## begin Dataset content

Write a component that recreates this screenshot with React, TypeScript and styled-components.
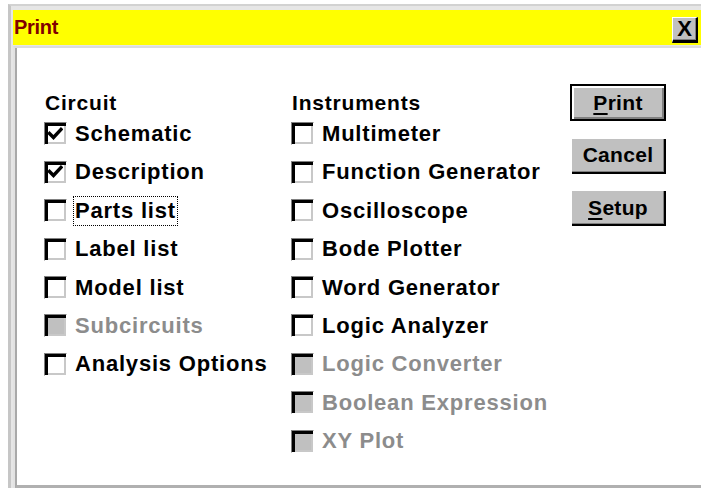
import React from 'react';
import styled, { createGlobalStyle } from 'styled-components';

const Global = createGlobalStyle`
  html, body { margin: 0; padding: 0; background: #ffffff; }
  body {
    width: 701px; height: 488px; overflow: hidden;
    font-family: "Liberation Sans", Arial, sans-serif;
  }
  * { box-sizing: border-box; }
`;

const Window = styled.div`
  margin: 4px 0 0 8px;
  height: 484px;
  border-left: 3px solid #c6c6c6;
  border-top: 2px solid #d2d2d2;
  background: #e6e6e6;
  padding: 4px 0 0 2px;
  display: flex;
  flex-direction: column;
`;

const TitleBar = styled.div`
  height: 35px;
  background: #ffff00;
  display: flex;
  align-items: center;
  justify-content: space-between;
  padding-left: 1px;
`;

const TitleText = styled.span`
  color: #800000;
  font-weight: bold;
  font-size: 20px;
  letter-spacing: -0.3px;
`;

const CloseButton = styled.div`
  width: 26px;
  height: 26px;
  margin-right: 3px;
  margin-top: 4px;
  background: #c0c0c0;
  border-top: 1px solid #ffffff;
  border-left: 1px solid #ffffff;
  border-right: 2px solid #000000;
  border-bottom: 3px solid #000000;
  box-shadow: inset -1px -1px 0 #808080;
  display: flex;
  align-items: center;
  justify-content: center;
  font-weight: bold;
  font-size: 22px;
  color: #000;
  line-height: 1;
`;

const Client = styled.div`
  flex: 1;
  margin-top: 1px;
  border-top: 2px solid #dcdcdc;
  border-left: 2px solid #e2e2e2;
  display: flex;
`;

const Inner = styled.div`
  flex: 1;
  background: #ffffff;
  border-left: 2px solid #a9a9a9;
  border-bottom: 3px solid #b0b0b0;
  padding: 36px 0 0 27px;
  display: flex;
  align-items: flex-start;
`;

const Column = styled.div<{ $w: number }>`
  width: ${(p) => p.$w}px;
  padding-top: 8px;
  display: flex;
  flex-direction: column;
`;

const Heading = styled.div`
  height: 22.8px;
  font-size: 21px;
  font-weight: bold;
  line-height: 22px;
  color: #000;
  padding-left: 1px;
  letter-spacing: 0.8px;
`;

const Row = styled.div`
  height: 38.4px;
  display: flex;
  align-items: center;
  gap: 7px;
`;

const Box = styled.div<{ $disabled?: boolean }>`
  width: 23px;
  height: 23px;
  flex: none;
  border-top: 1px solid #808080;
  border-left: 1px solid #808080;
  border-right: 1px solid #ffffff;
  border-bottom: 1px solid #ffffff;
  box-shadow: inset 3px 3px 0 #000000, inset -2px -2px 0 #c8c8c8;
  background: ${(p) => (p.$disabled ? '#c0c0c0' : '#ffffff')};
  display: flex;
  align-items: center;
  justify-content: center;
`;

const Label = styled.span<{ $disabled?: boolean; $focus?: boolean }>`
  font-size: 22px;
  font-weight: bold;
  line-height: 24px;
  letter-spacing: 0.8px;
  color: ${(p) => (p.$disabled ? '#8c8c8c' : '#000000')};
  padding: 2px 1px;
  margin-left: -1px;
  border: 1px dotted ${(p) => (p.$focus ? '#000' : 'transparent')};
  white-space: nowrap;
`;

const ButtonCol = styled.div`
  display: flex;
  flex-direction: column;
  gap: 15.5px;
`;

const Button = styled.div<{ $default?: boolean }>`
  width: 96px;
  height: 37px;
  background: #c0c0c0;
  border: ${(p) => (p.$default ? '2px solid #000' : 'none')};
  box-shadow: ${(p) =>
    p.$default
      ? 'inset 2px 2px 0 #ffffff, inset -2px -2px 0 #808080'
      : 'inset 2px 2px 0 #ffffff, inset -2px -2px 0 #000000, inset -3px -3px 0 #808080'};
  display: flex;
  align-items: center;
  justify-content: center;
  font-size: 21px;
  font-weight: bold;
  color: #000;
  letter-spacing: 0.3px;
  u { text-decoration-thickness: 2px; text-underline-offset: 3px; }
`;

const Check = () => (
  <svg width="15" height="14" viewBox="0 0 15 14">
    <path d="M1.5 6.5 L5.5 10.5 L13 2.5" fill="none" stroke="#000" strokeWidth="3.4" strokeLinecap="square" />
  </svg>
);

type Item = { label: string; checked?: boolean; disabled?: boolean; focus?: boolean };

const circuit: Item[] = [
  { label: 'Schematic', checked: true },
  { label: 'Description', checked: true },
  { label: 'Parts list', focus: true },
  { label: 'Label list' },
  { label: 'Model list' },
  { label: 'Subcircuits', disabled: true },
  { label: 'Analysis Options' },
];

const instruments: Item[] = [
  { label: 'Multimeter' },
  { label: 'Function Generator' },
  { label: 'Oscilloscope' },
  { label: 'Bode Plotter' },
  { label: 'Word Generator' },
  { label: 'Logic Analyzer' },
  { label: 'Logic Converter', disabled: true },
  { label: 'Boolean Expression', disabled: true },
  { label: 'XY Plot', disabled: true },
];

const CheckRow = ({ item }: { item: Item }) => (
  <Row>
    <Box $disabled={item.disabled}>{item.checked && <Check />}</Box>
    <Label $disabled={item.disabled} $focus={item.focus}>{item.label}</Label>
  </Row>
);

export default function App() {
  return (
    <>
      <Global />
      <Window>
        <TitleBar>
          <TitleText>Print</TitleText>
          <CloseButton>X</CloseButton>
        </TitleBar>
        <Client>
          <Inner>
            <Column $w={247}>
              <Heading>Circuit</Heading>
              {circuit.map((it) => (
                <CheckRow key={it.label} item={it} />
              ))}
            </Column>
            <Column $w={279}>
              <Heading>Instruments</Heading>
              {instruments.map((it) => (
                <CheckRow key={it.label} item={it} />
              ))}
            </Column>
            <ButtonCol>
              <Button $default>
                <span><u>P</u>rint</span>
              </Button>
              <Button>Cancel</Button>
              <Button>
                <span><u>S</u>etup</span>
              </Button>
            </ButtonCol>
          </Inner>
        </Client>
      </Window>
    </>
  );
}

## end Dataset content

Give an exact copy of the material, leaving out every picture.

Write a component that recreates this screenshot with React, TypeScript and styled-components.
import React from 'react';
import styled, { createGlobalStyle } from 'styled-components';

const Global = createGlobalStyle`
  html, body { margin: 0; padding: 0; background: #ffffff; }
  body {
    width: 701px; height: 488px; overflow: hidden;
    font-family: "Liberation Sans", Arial, sans-serif;
  }
  * { box-sizing: border-box; }
`;

const Window = styled.div`
  margin: 4px 0 0 8px;
  height: 484px;
  border-left: 3px solid #c6c6c6;
  border-top: 2px solid #d2d2d2;
  background: #e6e6e6;
  padding: 4px 0 0 2px;
  display: flex;
  flex-direction: column;
`;

const TitleBar = styled.div`
  height: 35px;
  background: #ffff00;
  display: flex;
  align-items: center;
  justify-content: space-between;
  padding-left: 1px;
`;

const TitleText = styled.span`
  color: #800000;
  font-weight: bold;
  font-size: 20px;
  letter-spacing: -0.3px;
`;

const CloseButton = styled.div`
  width: 26px;
  height: 26px;
  margin-right: 3px;
  margin-top: 4px;
  background: #c0c0c0;
  border-top: 1px solid #ffffff;
  border-left: 1px solid #ffffff;
  border-right: 2px solid #000000;
  border-bottom: 3px solid #000000;
  box-shadow: inset -1px -1px 0 #808080;
  display: flex;
  align-items: center;
  justify-content: center;
  font-weight: bold;
  font-size: 22px;
  color: #000;
  line-height: 1;
`;

const Client = styled.div`
  flex: 1;
  margin-top: 1px;
  border-top: 2px solid #dcdcdc;
  border-left: 2px solid #e2e2e2;
  display: flex;
`;

const Inner = styled.div`
  flex: 1;
  background: #ffffff;
  border-left: 2px solid #a9a9a9;
  border-bottom: 3px solid #b0b0b0;
  padding: 36px 0 0 27px;
  display: flex;
  align-items: flex-start;
`;

const Column = styled.div<{ $w: number }>`
  width: ${(p) => p.$w}px;
  padding-top: 8px;
  display: flex;
  flex-direction: column;
`;

const Heading = styled.div`
  height: 22.8px;
  font-size: 21px;
  font-weight: bold;
  line-height: 22px;
  color: #000;
  padding-left: 1px;
  letter-spacing: 0.8px;
`;

const Row = styled.div`
  height: 38.4px;
  display: flex;
  align-items: center;
  gap: 7px;
`;

const Box = styled.div<{ $disabled?: boolean }>`
  width: 23px;
  height: 23px;
  flex: none;
  border-top: 1px solid #808080;
  border-left: 1px solid #808080;
  border-right: 1px solid #ffffff;
  border-bottom: 1px solid #ffffff;
  box-shadow: inset 3px 3px 0 #000000, inset -2px -2px 0 #c8c8c8;
  background: ${(p) => (p.$disabled ? '#c0c0c0' : '#ffffff')};
  display: flex;
  align-items: center;
  justify-content: center;
`;

const Label = styled.span<{ $disabled?: boolean; $focus?: boolean }>`
  font-size: 22px;
  font-weight: bold;
  line-height: 24px;
  letter-spacing: 0.8px;
  color: ${(p) => (p.$disabled ? '#8c8c8c' : '#000000')};
  padding: 2px 1px;
  margin-left: -1px;
  border: 1px dotted ${(p) => (p.$focus ? '#000' : 'transparent')};
  white-space: nowrap;
`;

const ButtonCol = styled.div`
  display: flex;
  flex-direction: column;
  gap: 15.5px;
`;

const Button = styled.div<{ $default?: boolean }>`
  width: 96px;
  height: 37px;
  background: #c0c0c0;
  border: ${(p) => (p.$default ? '2px solid #000' : 'none')};
  box-shadow: ${(p) =>
    p.$default
      ? 'inset 2px 2px 0 #ffffff, inset -2px -2px 0 #808080'
      : 'inset 2px 2px 0 #ffffff, inset -2px -2px 0 #000000, inset -3px -3px 0 #808080'};
  display: flex;
  align-items: center;
  justify-content: center;
  font-size: 21px;
  font-weight: bold;
  color: #000;
  letter-spacing: 0.3px;
  u { text-decoration-thickness: 2px; text-underline-offset: 3px; }
`;

const Check = () => (
  <svg width="15" height="14" viewBox="0 0 15 14">
    <path d="M1.5 6.5 L5.5 10.5 L13 2.5" fill="none" stroke="#000" strokeWidth="3.4" strokeLinecap="square" />
  </svg>
);

type Item = { label: string; checked?: boolean; disabled?: boolean; focus?: boolean };

const circuit: Item[] = [
  { label: 'Schematic', checked: true },
  { label: 'Description', checked: true },
  { label: 'Parts list', focus: true },
  { label: 'Label list' },
  { label: 'Model list' },
  { label: 'Subcircuits', disabled: true },
  { label: 'Analysis Options' },
];

const instruments: Item[] = [
  { label: 'Multimeter' },
  { label: 'Function Generator' },
  { label: 'Oscilloscope' },
  { label: 'Bode Plotter' },
  { label: 'Word Generator' },
  { label: 'Logic Analyzer' },
  { label: 'Logic Converter', disabled: true },
  { label: 'Boolean Expression', disabled: true },
  { label: 'XY Plot', disabled: true },
];

const CheckRow = ({ item }: { item: Item }) => (
  <Row>
    <Box $disabled={item.disabled}>{item.checked && <Check />}</Box>
    <Label $disabled={item.disabled} $focus={item.focus}>{item.label}</Label>
  </Row>
);

export default function App() {
  return (
    <>
      <Global />
      <Window>
        <TitleBar>
          <TitleText>Print</TitleText>
          <CloseButton>X</CloseButton>
        </TitleBar>
        <Client>
          <Inner>
            <Column $w={247}>
              <Heading>Circuit</Heading>
              {circuit.map((it) => (
                <CheckRow key={it.label} item={it} />
              ))}
            </Column>
            <Column $w={279}>
              <Heading>Instruments</Heading>
              {instruments.map((it) => (
                <CheckRow key={it.label} item={it} />
              ))}
            </Column>
            <ButtonCol>
              <Button $default>
                <span><u>P</u>rint</span>
              </Button>
              <Button>Cancel</Button>
              <Button>
                <span><u>S</u>etup</span>
              </Button>
            </ButtonCol>
          </Inner>
        </Client>
      </Window>
    </>
  );
}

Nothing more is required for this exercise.